To the mix is added artificial intelligence called Winston — a very human voice on the other end, with a plummy Birtish accent. There doesn’t seem to be too much difference between Langdon and Winston in terms of brainpower. Brown strikes the right chord of conspiracy from the beginning — Langdon’s star student is about to reveal something that the sages from the Jewish, Catholic and Muslim faiths object to. Someone is going to be killed, and very dramatically, it turns out to be the student Edmond Kirsch. Wearing ostrich shoes on his feet and a sleek Kiton suit, Edmond is gunned down in mid presentation before his earth-shaking theory is revealed.
Langdon becomes the prime suspect, thanks to being in the wrong place at the wrong time. With him is involved the fiancee of the Prince of Spain who happens to be the Director of the Guggenheim Museum in Bilbao — where the assassination takes place.
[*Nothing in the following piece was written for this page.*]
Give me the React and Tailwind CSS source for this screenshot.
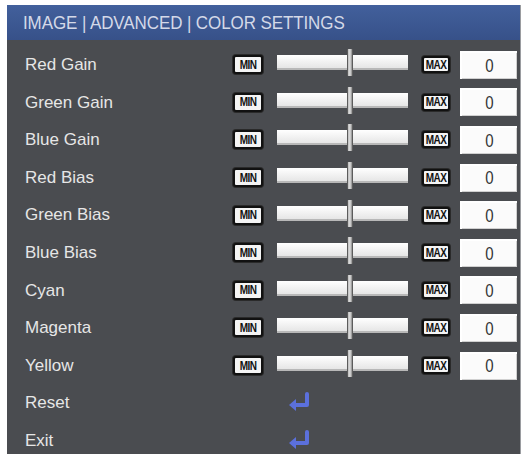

There follows a chase through installations, buildings and laboratories, involving private jets and a Tesla which is so enlightened that it functions on auto pilot through a smart phone. Langdon’s claustrophobia is re-evoked and we can be pretty certain that it will be made use of, very shortly, to a terrifying effect.
What Brown does well is capture today’s conspiracy theory-ridden world in which young people dominate through the power of digital jargon and zero one zero, and everyone has a kind of manic agency preferring to communicate not face to face, but through headsets. The ‘geek’, he writes, ‘shall inherit the Earth’. Most people hooked to their whatsapp are convinced that there are malevolent global forces at work because of the mix of truth and fiction that proliferates — and Brown uses that same mix to draw people into his plots.
Despite all the hi-tech jargon, Brown is at the end of it a good old-fashioned read. The Origin is easy to skim through, with slightly less violence than the previous novels. Yes, the final denouement is held up by tangled chases and Brown’s favourite catacombs and labyrinths. There is a password to be cracked in a poem while primal soup and Darwin battle with memories of General Franco and the Spanish Inquisition.
It’s not difficult to decode why people like reading Brown — he sounds impressive, the heroine is slim and svelte and the hero Tom Hanks’ alter ego .
Not to mention the fact that AI can turn out to be cute despite all those awesome powers that worry Elon Musk. What happens at the end — veiled as it is in Nostradamus and pyrotechnics — is really unimportant but ultimately reassuring. Brown makes people believe that all the pages and all the chases are worthwhile.